Many people have been asking me about the Brexit and what it will entail, but I’m no economist so I can’t really answer that, but I can state some facts.
Although there are thousands of people coming from the five continents to the United Kingdom every year, the truth is that it is still relatively easy to find an unskilled job here, especially in London.
London is a very international city
The type of job one can find really depends on one’s English speaking skills, but jobs such as kitchen porter, waiter, kitchen assistant, housekeeper are generally available to most.
These relatively hard jobs, in which productivity is key, are offered to most experience levels.
Regarding the labour market, generalizing a little at the country level, I would like to point out that the trend that has been picking up in recent times, in terms of jobs in the services sector, is offering part-time jobs.
They are contracts of about 20-25 hours per week, although in the end they may often require more hours.
Currently, a type of contract that is causing some issues among the 'managers' and at the same time interest among British citizens is the ‘zero-hours contract.’
This is a type of contract in which the employer is not required to guarantee a minimum of weekly hours, but on the other hand, the worker (in theory) is not required to accept the job offered when they are called in to work.
This type of contract allows to have ‘labour’ available to work and if you are not available the company can easily call the next person on the ‘waiting list’ and never have a shortage of workers.

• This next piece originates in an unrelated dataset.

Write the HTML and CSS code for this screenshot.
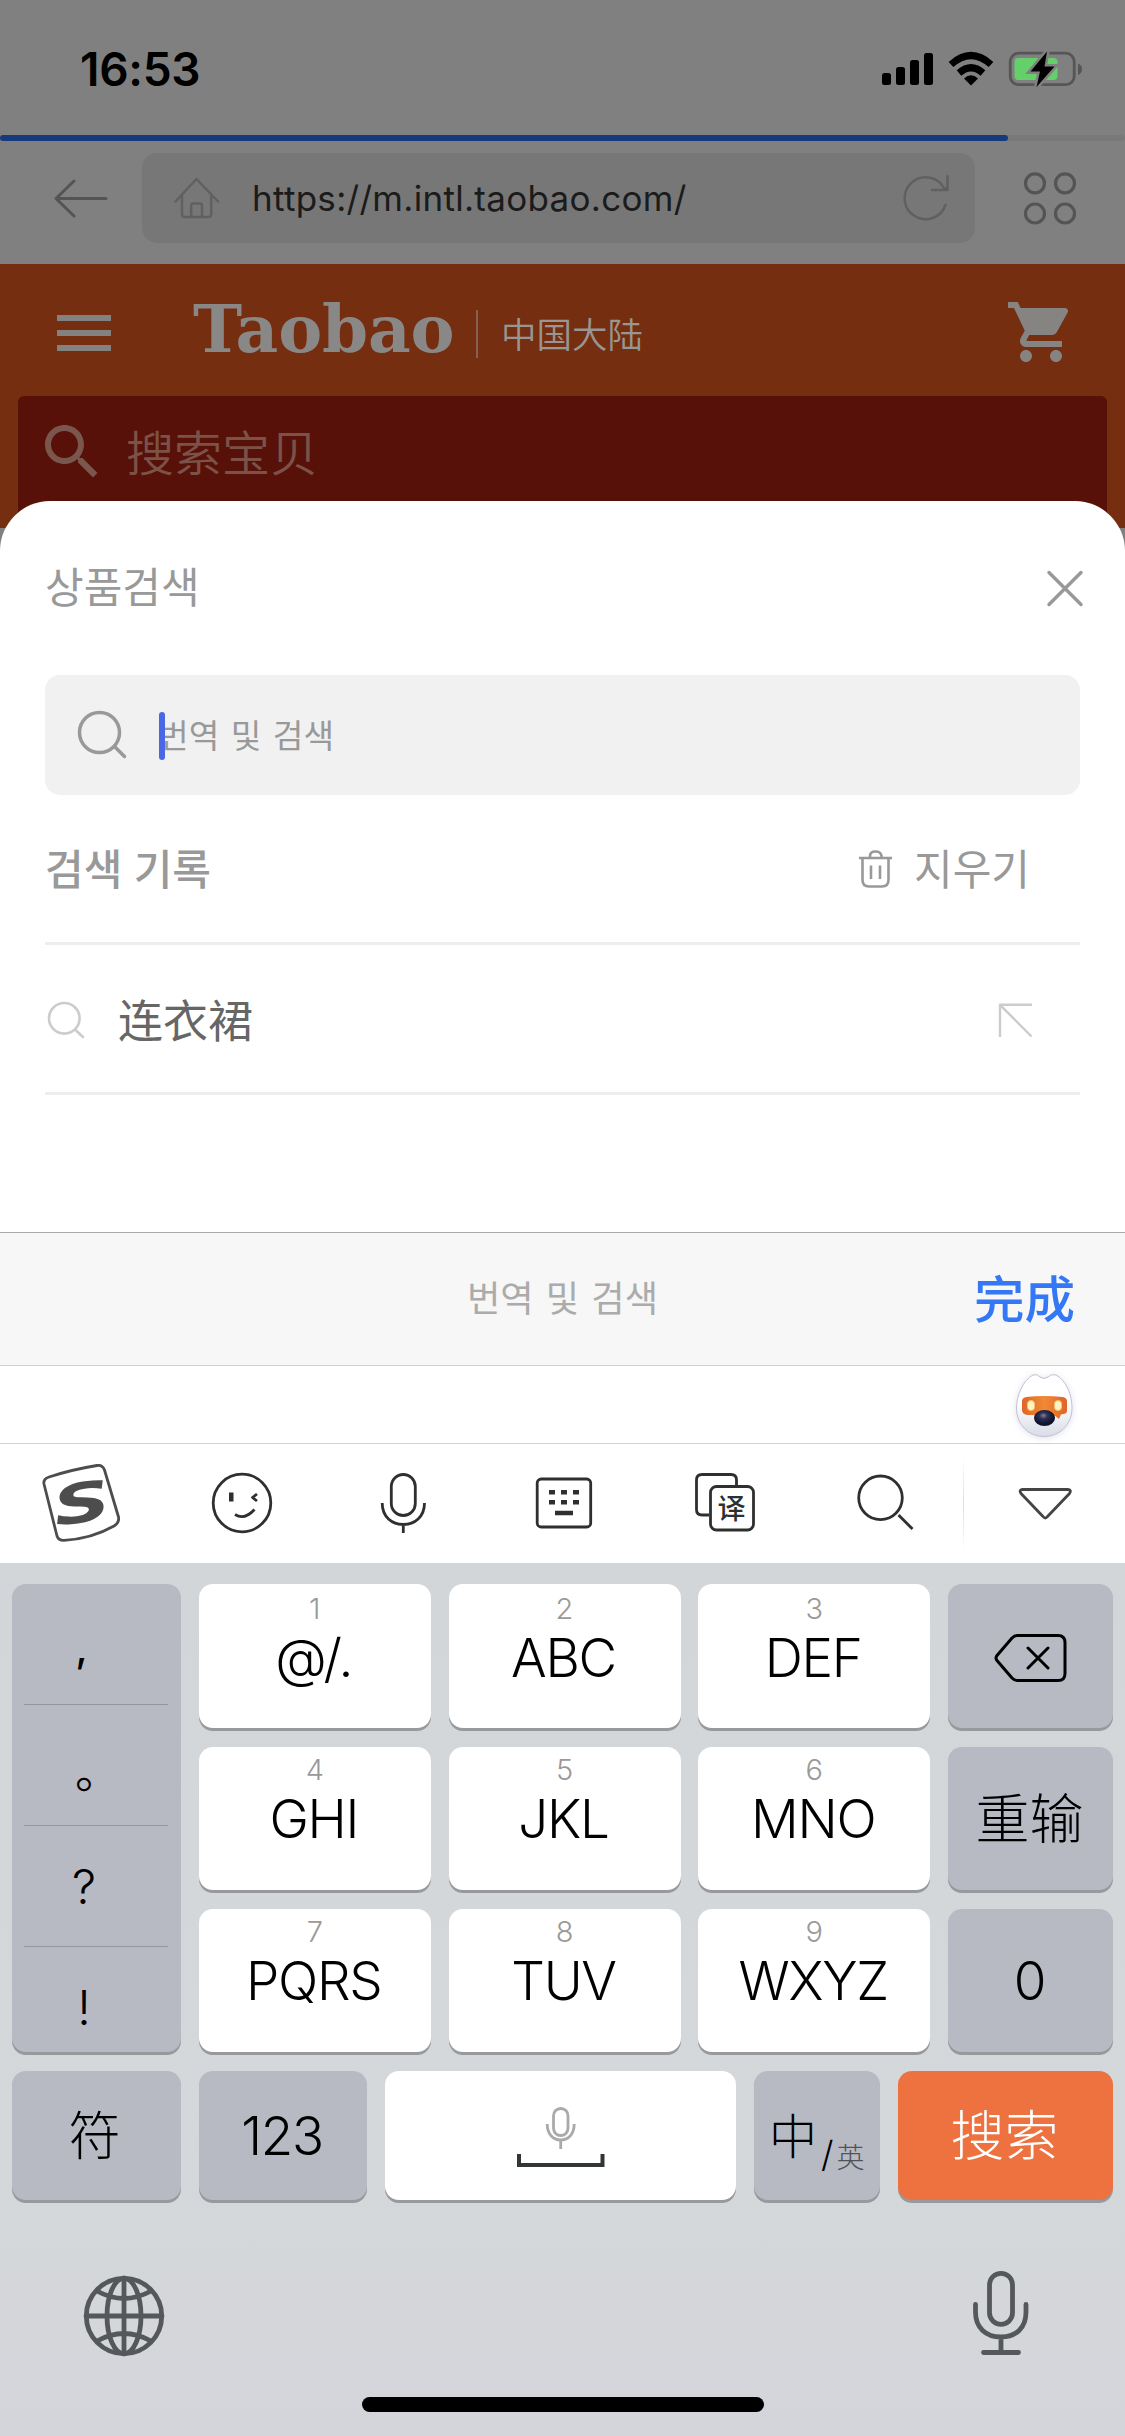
FILE: index.html
```html
<!DOCTYPE html>
<html lang="zh-CN">
<head>
<meta charset="utf-8">
<title>상품검색</title>
<link rel="stylesheet" href="styles.css">
</head>
<body>
<div class="screen">
  <div class="browser">
    <div class="status">
      <span class="time">16:53</span>
      <svg class="status-icons" viewBox="882 46 204 46" width="204" height="46">
        <rect x="882" y="73" width="9" height="12" rx="2.5"/><rect x="896" y="67" width="9" height="18" rx="2.5"/><rect x="910" y="60" width="9" height="25" rx="2.5"/><rect x="924" y="53" width="9" height="32" rx="2.5"/>
        <path d="M951 64.500Q971 46.500 991 64.500M959 73Q971 62.500 983 73" fill="none" stroke="#000" stroke-width="7"/>
        <path d="M964 78.500Q971 72 978 78.500L971 85.500Z"/>
        <rect x="1010.200" y="53.200" width="64" height="31.500" rx="8.500" fill="none" stroke="#565656" stroke-width="2.800"/>
        <path d="M1078 63.500Q1082 65 1082 69.200T1078 75Z" fill="#565656"/>
        <rect x="1014.500" y="58" width="43" height="22" rx="4" fill="#65cf6a"/>
        <path d="M1047 51.500L1030.500 71.500H1040L1036.500 87L1054.500 66.500H1044.500Z" stroke="#808080" stroke-width="5"/>
        <path d="M1047 51.500L1030.500 71.500H1040L1036.500 87L1054.500 66.500H1044.500Z"/>
      </svg>
    </div>
    <div class="progress"><div class="progress-done"></div></div>
    <div class="toolbar">
      <svg class="back" viewBox="52 176 58 44" width="58" height="44"><path d="M74 181L56 198.500L74 216M56 198.500H106"/></svg>
      <div class="address">
        <svg class="home" viewBox="172 174 50 50" width="50" height="50"><path d="M175.500 202.500L196.500 180L218 202.500M182 197V215.500Q182 218 184.500 218H208.500Q211.200 218 211.200 215.500V197M191.200 218V206.500Q191.200 204.500 193.200 204.500H200Q202 204.500 202 206.500V218"/></svg>
        <span class="url">https://m.intl.taobao.com/</span>
        <svg class="reload" viewBox="900 174 50 50" width="50" height="50"><path d="M945.500 206A21 21 0 1 1 944 189L947 190.500M947.500 177V191H932"/></svg>
      </div>
      <svg class="apps" viewBox="1022 170 56 56" width="56" height="56"><circle cx="1035" cy="183.300" r="9.500"/><circle cx="1065" cy="183.300" r="9.500"/><circle cx="1035" cy="213.500" r="9.500"/><circle cx="1065" cy="213.500" r="9.500"/></svg>
    </div>
    <div class="shop">
      <div class="shop-head">
        <div class="burger"><i></i><i></i><i></i></div>
        <span class="brand">Taobao</span>
        <span class="region">中国大陆</span>
        <svg class="cart" viewBox="0 0 24 24" width="72" height="72"><path d="M7 18c-1.100 0-1.990.9-1.990 2S5.900 22 7 22s2-.9 2-2-.9-2-2-2zM1 2v2h2l3.600 7.590-1.350 2.450c-.16.28-.25.61-.25.96 0 1.100.9 2 2 2h12v-2H7.420c-.14 0-.25-.11-.25-.25l.03-.12.9-1.630h7.450c.75 0 1.410-.41 1.750-1.030l3.580-6.490c.08-.14.12-.31.12-.48 0-.55-.45-1-1-1H5.210l-.94-2H1zm16 16c-1.100 0-1.990.9-1.990 2s.89 2 1.990 2 2-.9 2-2-.9-2-2-2z"/></svg>
      </div>
      <div class="shop-search">
        <svg viewBox="0 0 24 24" width="72" height="72"><path d="M15.500 14h-.79l-.28-.27C15.410 12.590 16 11.110 16 9.500 16 5.910 13.090 3 9.500 3S3 5.910 3 9.500 5.910 16 9.500 16c1.610 0 3.090-.59 4.230-1.570l.27.28v.79l5 4.990L20.490 19l-4.990-5zm-6 0C7.010 14 5 11.990 5 9.500S7.010 5 9.500 5 14 7.010 14 9.500 11.990 14 9.500 14z"/></svg>
        <span>搜索宝贝</span>
      </div>
    </div>
  </div>

  <div class="sheet">
    <div class="sheet-head">
      <span class="ko title">상품검색</span>
      <svg viewBox="1045 568 40 40" width="40" height="40"><path d="M1049 572.500L1081 604.500M1081 572.500L1049 604.500"/></svg>
    </div>
    <div class="field">
      <svg viewBox="76 710 54 54" width="54" height="54"><circle cx="99.500" cy="733.500" r="20"/><path d="M115 748L124.500 757.500"/></svg>
      <div class="field-text"><i class="caret"></i><span class="ko">번역 및 검색</span></div>
    </div>
    <div class="row">
      <span class="ko heading">검색 기록</span>
      <svg class="trash" viewBox="857 848 38 44" width="38" height="44"><path d="M859 859H892M862.500 859V881Q862.500 887.500 869 887.500H882Q888.500 887.500 888.500 881V859M870 859V857Q870 852.500 875.500 852.500T881.500 857V859M871 866.500V880M880 866.500V880"/></svg>
      <span class="ko clear">지우기</span>
    </div>
    <div class="row">
      <svg class="mini" viewBox="46 1000 42 42" width="42" height="42"><circle cx="64.300" cy="1019.300" r="15.300"/><path d="M76 1031.500L83 1038"/></svg>
      <span class="term">连衣裙</span>
      <svg class="fill" viewBox="997 1002 38 38" width="38" height="38"><path d="M1032 1005.800H1000V1038M1000 1005.800L1031.500 1037.500"/></svg>
    </div>
  </div>

  <div class="accessory"><span></span><span class="ko hint">번역 및 검색</span><span class="done">完成</span></div>
  <div class="mascot-strip">
    <svg viewBox="1010 1368 68 74" width="68" height="74">
      <defs>
        <linearGradient id="body" x1="0" y1="0" x2="0" y2="1"><stop offset=".45" stop-color="#fff"/><stop offset="1" stop-color="#d9dce6"/></linearGradient>
        <linearGradient id="visor" x1="0" x2="1" y1="0" y2="0"><stop offset="0" stop-color="#e0642a"/><stop offset=".5" stop-color="#f08a35"/><stop offset="1" stop-color="#e0642a"/></linearGradient>
        <radialGradient id="nose" cx=".45" cy=".35"><stop offset="0" stop-color="#80809c"/><stop offset=".4" stop-color="#2c3152"/><stop offset="1" stop-color="#10142b"/></radialGradient>
      </defs>
      <path d="M1033 1375Q1037 1373.500 1040 1377Q1044 1380 1048 1377Q1051 1373.500 1056 1375C1067 1381 1072 1396 1072 1408C1072 1425 1059 1436.500 1044 1436.500S1016.500 1425 1016.500 1408C1016.500 1396 1023 1380 1033 1375Z" fill="url(#body)" stroke="#c3c0d0"/>
      <path d="M1026 1397Q1044 1395 1063 1397Q1067 1398 1067 1401V1411Q1067 1414 1061 1414.500L1059 1419L1054 1415H1027Q1022 1414 1022 1410V1401Q1022 1398 1026 1397Z" fill="url(#visor)"/>
      <rect x="1027.500" y="1400.500" width="7" height="10" rx="3.500" fill="#fff4c4" stroke="#ffc06a"/><rect x="1054.500" y="1400.500" width="7" height="10" rx="3.500" fill="#fff4c4" stroke="#ffc06a"/>
      <ellipse cx="1044.500" cy="1418" rx="10.500" ry="8" fill="url(#nose)"/>
    </svg>
  </div>

  <div class="ime-bar">
    <svg viewBox="41 1444 80 119"><path d="M49 1477Q43 1479 44 1484L57 1536Q58.500 1540.500 64 1540.300Q91 1539 114 1526Q119.500 1522.500 118.500 1517L104.500 1470Q102.500 1464.500 97 1465.500Q72 1469.500 49 1477Z" stroke="#4d4d4d"/><text class="s-mark" transform="translate(81.500 1502) rotate(-9) scale(1.480 1)" text-anchor="middle" y="20">S</text></svg>
    <svg viewBox="202 1444 80 119"><circle cx="242" cy="1503" r="28.800"/><path d="M235 1514.500Q244.500 1520.500 254.500 1509.500" /><path d="M257 1494L252.500 1497.500L257 1501"/><rect x="229" y="1492.500" width="4.500" height="9" fill="#2e2f2f" stroke="none"/></svg>
    <svg viewBox="363 1444 80 119"><rect x="391.300" y="1474.500" width="24" height="41" rx="12"/><path d="M382.200 1503C382.200 1517 392 1524.500 403.300 1524.500S424.500 1517 424.500 1503M403.300 1524.500V1533"/></svg>
    <svg viewBox="524 1444 80 119"><rect x="537.200" y="1479" width="53.500" height="48" rx="4"/><path d="M549 1492.200H555M561 1492.200H567M573 1492.200H579M549 1502.200H555M561 1502.200H567M573 1502.200H579M555 1513H573" stroke-width="4.400"/></svg>
    <svg viewBox="685 1444 80 119"><path d="M709 1515H702Q696.500 1515 696.500 1509.500V1480Q696.500 1474.500 702 1474.500H731Q736.500 1474.500 736.500 1480V1486"/><rect x="710.500" y="1486.500" width="43" height="43.500" rx="6"/><text class="yi" x="731.500" y="1518.500" text-anchor="middle">译</text></svg>
    <svg viewBox="844 1444 80 119"><circle cx="880.500" cy="1497.800" r="21.800"/><path d="M898.500 1515L912.500 1529"/></svg>
    <svg class="collapse" viewBox="1004 1444 80 119"><path d="M1022.500 1489.500H1068Q1072 1490 1069.500 1493.500L1047.500 1516.500Q1045.300 1519.500 1043 1516.500L1021 1493.500Q1018.500 1490 1022.500 1489.500Z"/></svg>
  </div>

  <div class="keyboard">
    <div class="keys">
      <div class="key gray punct"><span class="comma">,</span><span class="maru">。</span><span>?</span><span>!</span></div>
      <div class="key k1"><small>1</small><b>@/.</b></div>
      <div class="key k1"><small>2</small><b>ABC</b></div>
      <div class="key k1"><small>3</small><b>DEF</b></div>
      <div class="key gray"><svg viewBox="993 1631 77 54" width="77" height="54"><path d="M1018 1635.500H1059Q1066 1635.500 1066 1642.500V1673.500Q1066 1680.500 1059 1680.500H1018Q1015.500 1680.500 1013 1678L998 1660.500Q996 1658 998 1655.500L1013 1638Q1015.500 1635.500 1018 1635.500ZM1029 1648L1049 1668M1049 1648L1029 1668"/></svg></div>
      <div class="key"><small>4</small><b>GHI</b></div>
      <div class="key"><small>5</small><b>JKL</b></div>
      <div class="key"><small>6</small><b>MNO</b></div>
      <div class="key gray"><span class="cn">重输</span></div>
      <div class="key"><small>7</small><b>PQRS</b></div>
      <div class="key"><small>8</small><b>TUV</b></div>
      <div class="key"><small>9</small><b>WXYZ</b></div>
      <div class="key gray zero"><b>0</b></div>
    </div>
    <div class="keys-bottom">
      <div class="key gray"><span class="cn fu">符</span></div>
      <div class="key gray"><b class="num">123</b></div>
      <div class="key space"><svg viewBox="510 2100 102 72" width="102" height="72"><g stroke="#aaa" stroke-width="2.800"><rect x="553.500" y="2108.500" width="14.500" height="27" rx="7.200"/><path d="M547.200 2124C547.200 2134 553 2140 560.700 2140S574.200 2134 574.200 2124M560.700 2140V2149"/></g><path d="M519 2154V2165H602.500V2154" stroke="#333636" stroke-width="4"/></svg></div>
      <div class="key gray lang"><span class="zh">中</span><span class="slash">/</span><span class="en">英</span></div>
      <div class="key go"><span class="cn">搜索</span></div>
    </div>
    <div class="system">
      <svg viewBox="80 2266 88 100" width="88" height="100"><circle cx="124" cy="2316" r="37.700"/><ellipse cx="124" cy="2316" rx="17" ry="37.700"/><path d="M124 2278V2354M86 2316H162M97 2291Q124 2306 151 2291M97 2341Q124 2326 151 2341"/></svg>
      <svg viewBox="966 2266 70 100" width="70" height="100"><rect x="989.500" y="2273.300" width="23" height="51" rx="11.500"/><path d="M975.500 2304.500V2312C975.500 2328 986 2337 1001 2337S1026 2328 1026 2312V2304.500M1001 2337V2352M983.500 2352.500H1018.500"/></svg>
    </div>
    <div class="home-indicator"></div>
  </div>
</div>
</body>
</html>
```
FILE: styles.css
```css
* { box-sizing: border-box; }
body { margin: 0; font-family: Inter, "Noto Sans CJK SC", sans-serif; background: #d4d6da; }
svg { display: block; flex: none; }
.screen { width: 1125px; height: 2436px; overflow: hidden; display: flex; flex-direction: column; }
.screen > * { flex: none; }
.ko { font-family: "Noto Sans CJK KR", sans-serif; white-space: nowrap; }

/* dimmed browser behind the sheet */
.browser { height: 570px; background: #808080; }
.status { height: 135px; display: flex; justify-content: space-between; padding: 46px 39px 0 80px; }
.time { font-size: 46px; line-height: 47px; font-weight: 600; letter-spacing: -.3px; color: #000; }
.progress { height: 6px; background: #797979; border-radius: 3px; }
.progress-done { width: 1008px; height: 6px; border-radius: 3px; background: #173a7c; }
.toolbar { height: 123px; display: flex; align-items: center; padding: 0 47px 9px 52px; }
.toolbar svg { fill: none; stroke: #545454; stroke-width: 3; stroke-linecap: round; stroke-linejoin: round; }
.toolbar .address svg { stroke: #606060; stroke-width: 2.500; }
.address { width: 833px; height: 90px; margin: 0 47px 0 32px; padding: 0 25px 0 30px; border-radius: 15px; background: #777; display: flex; align-items: center; }
.url { flex: 1; margin-left: 30px; font-size: 35px; line-height: 44px; letter-spacing: .3px; color: #1b1b1b; white-space: nowrap; }
.toolbar .apps { stroke-width: 3.200; }
.shop { height: 264px; background: #752e10; padding: 0 18px; }
.shop-head { height: 132px; display: flex; align-items: center; padding: 7px 30px 0 39px; color: #8a8886; }
.burger { width: 54px; display: flex; flex-direction: column; gap: 9px; margin-top: -1px; }
.burger i { height: 6px; background: #848280; }
.brand { width: 286px; height: 48px; margin-left: 81px; padding-left: 1px; border-right: 2px solid #86604f; font: bold 66px/38px "DejaVu Serif", serif; letter-spacing: -.200px; }
.region { flex: 1; margin-left: 23px; padding-top: 4px; font-size: 35.500px; line-height: 50px; font-weight: 350; color: #999591; }
.cart { fill: #868482; margin-bottom: 3px; }
.shop-search { height: 132px; border-radius: 6px 6px 0 0; background: #571108; display: flex; align-items: flex-start; padding: 20px 18px; color: #7c5248; }
.shop-search svg { fill: #7b564d; }
.shop-search span { margin: 2px 0 0 18px; font-size: 48px; line-height: 72px; font-weight: 350; }

/* search sheet */
.sheet { position: relative; height: 731px; margin-top: -69px; padding: 0 45px; border-radius: 50px 50px 0 0; background: #fff; color: #999; }
.sheet svg { fill: none; stroke: #999; stroke-width: 3.500; stroke-linecap: round; stroke-linejoin: round; }
.sheet-head { height: 174px; display: flex; justify-content: space-between; align-items: center; margin-right: -5px; }
.title { font-size: 42px; line-height: 60px; margin-top: -6px; }
.field { height: 120px; border-radius: 15px; background: #f1f1f1; display: flex; align-items: center; padding: 2px 31px 0; }
.field-text { margin-left: 29px; display: flex; align-items: center; font-size: 33.300px; word-spacing: 4px; line-height: 48px; }
.field-text .ko { margin-top: -4px; }
.caret { width: 6px; height: 48px; margin-right: -7px; border-radius: 3px; background: #4a68e6; position: relative; z-index: 1; }
.row { height: 150px; border-bottom: 3px solid #eee; display: flex; align-items: center; }
.heading { flex: 1; font-size: 42px; font-weight: 500; word-spacing: 2px; margin-top: -4px; }
.sheet .trash { stroke-width: 2.600; stroke-linecap: butt; }
.clear { font-size: 42px; margin: -4px 0 0 19px; width: 166px; }
.sheet .mini { margin: 3px 0 0 1px; stroke: #ccc; stroke-width: 2.600; }
.term { flex: 1; margin-left: 30px; font-size: 45px; color: #666; }
.sheet .fill { margin: 3px 45px 0 0; stroke: #ccc; stroke-width: 2.400; stroke-linecap: butt; }

/* keyboard accessory */
.accessory { height: 134px; border-top: 1px solid #a9a9a9; border-bottom: 1px solid #d3d3d3; background: #f7f7f7; display: grid; grid-template-columns: 1fr auto 1fr; align-items: center; padding: 0 50px 6px; }
.hint { font-size: 36.300px; word-spacing: 4px; color: #ababab; }
.done { justify-self: end; font-size: 50.500px; font-weight: 500; color: #3478f6; }
.mascot-strip { height: 78px; background: #fff; border-bottom: 1px solid #d3d3d3; display: flex; justify-content: flex-end; padding: 2px 47px 0; }
.mascot-strip svg { filter: drop-shadow(0 1px 3px rgba(120, 130, 190, .25)); }
.ime-bar { height: 119px; background: #fff; display: grid; grid-template-columns: 161px 161px 161px 161px 161px 158px 162px; justify-items: center; }
.ime-bar svg { width: 80px; height: 119px; fill: none; stroke: #2e2f2f; stroke-width: 2.800; stroke-linejoin: round; }
.ime-bar svg.collapse { stroke: #444; }
.ime-bar text { stroke: none; fill: #2e2f2f; }
.ime-bar .s-mark { font: italic bold 54px "DejaVu Sans", sans-serif; fill: #4d4d4d; }
.ime-bar .yi { font: 500 28px "Noto Sans CJK SC", sans-serif; }
.ime-bar svg:last-child { width: 162px; background: linear-gradient(#fff, #ddd, #fff) left center / 1px 96px no-repeat; }

/* keys */
.keyboard { flex: 1; background: linear-gradient(#d2d6d9, #d4d8da 70%, #d4d5da); padding-top: 21px; }
.keys { display: grid; grid-template-columns: 169px 232px 232px 232px 165px; grid-template-rows: 144px 143px 143px; justify-content: space-between; row-gap: 19px; padding: 0 12px; }
.keys-bottom { display: grid; grid-template-columns: 169px 168px 351px 126px 215px; grid-template-rows: 129px; column-gap: 18px; padding: 0 12px; margin-top: 19px; }
.key { border-radius: 14px; background: #fff; box-shadow: 0 3px 0 #97999c; display: flex; flex-direction: column; align-items: center; color: #000; }
.key b { font-size: 53px; line-height: 64px; font-weight: 300; letter-spacing: -1.300px; margin-right: 2px; }
.key small { font-size: 29px; line-height: 36px; font-weight: 300; color: #999; margin: 5px 0 -1px; }
.key.k1 small { margin-top: 7px; }
.gray, .go { background: #b7bac3; justify-content: center; }
.punct { grid-row: span 3; padding: 0 13px 0 12px; align-items: stretch; justify-content: flex-start; }
.punct span { height: 121px; flex: none; border-bottom: 1px solid #94979f; display: flex; justify-content: center; padding: 33px 24px 0 0; font-size: 48px; line-height: 56px; font-weight: 300; }
.punct span:last-child { height: 104px; border: 0; }
.punct .comma { padding-right: 29px; font-weight: 500; font-size: 40px; padding-top: 36px; }
.punct .maru { padding: 38px 0 0 4px; font-weight: 350; font-size: 46px; }
.key svg { fill: none; stroke: #000; stroke-width: 3; stroke-linecap: round; stroke-linejoin: round; margin-top: 3px; }
.keys-bottom .space svg { margin-top: 29px; stroke-linecap: butt; stroke-linejoin: miter; }
.cn { font-size: 54px; line-height: 64px; font-weight: 300; padding-top: 2px; margin-right: 2px; }
.fu { margin-right: 4px; font-size: 52px; }
.lang { flex-direction: row; align-items: flex-start; justify-content: flex-start; padding: 35px 0 0 15px; font-weight: 300; }
.zh { font-size: 48px; line-height: 62px; }
.slash { font-size: 36px; line-height: 40px; margin: 28px 0 0 4px; }
.en { font-size: 28px; line-height: 40px; color: #50545a; margin: 32px 0 0 3px; }
.go { background: #ee7140; color: #fff; }
.system { display: flex; justify-content: space-between; padding: 66px 89px 0 80px; }
.system svg { fill: none; stroke: #55585b; stroke-width: 4.800; stroke-linecap: round; }
.home-indicator { width: 402px; height: 15px; margin: 31px auto 0; border-radius: 8px; background: #000; }
```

Although there is work available and you can combine several positions at once, this doesn’t always guarantee you have an acceptable standard of living or a decent quality of life with such contracts.
The so-called ‘dirty-jobs,’ or unskilled jobs, are mostly paid according to the National Minimum Wage Law, which is normally raised every year, but often kept at a minimum.
So, how to calculate how much is enough to live in London?
It truly depends on the neighbourhood you choose.
In general, South and East London are the cheapest areas where to live, although perhaps the odds of finding a job in these suburbs may be more “scarce.”
The main problem that this city has is the amount of money destined to pay for your room. Forget about paying for a flat or a house by yourself, in London, especially in central London, sometimes the houses do not have a dining room because it was probably converted it into another room.
The cheapest rent can be around 75 pounds per week and, although many rental contracts include all the expenses of the house such as water, electricity and gas, there are also landlords who make you pay some extras.
We must also add the weekly cost for public transport which you cannot live without in such a big city, especially if you live too far from the centre and cannot walk or bike to work.
Public transport is very efficient but expensive
When it comes to food expenses, although in the United Kingdom there is a wide variety of supermarkets and some of them are cheap and good, the price of groceries can be quite high.
Finally, do not forget the expense you can do in your free time and leisure.
Night outings, shopping or simply going out for a beer or coffee with friends after work (which is extremely common) are not cheap at all in this country.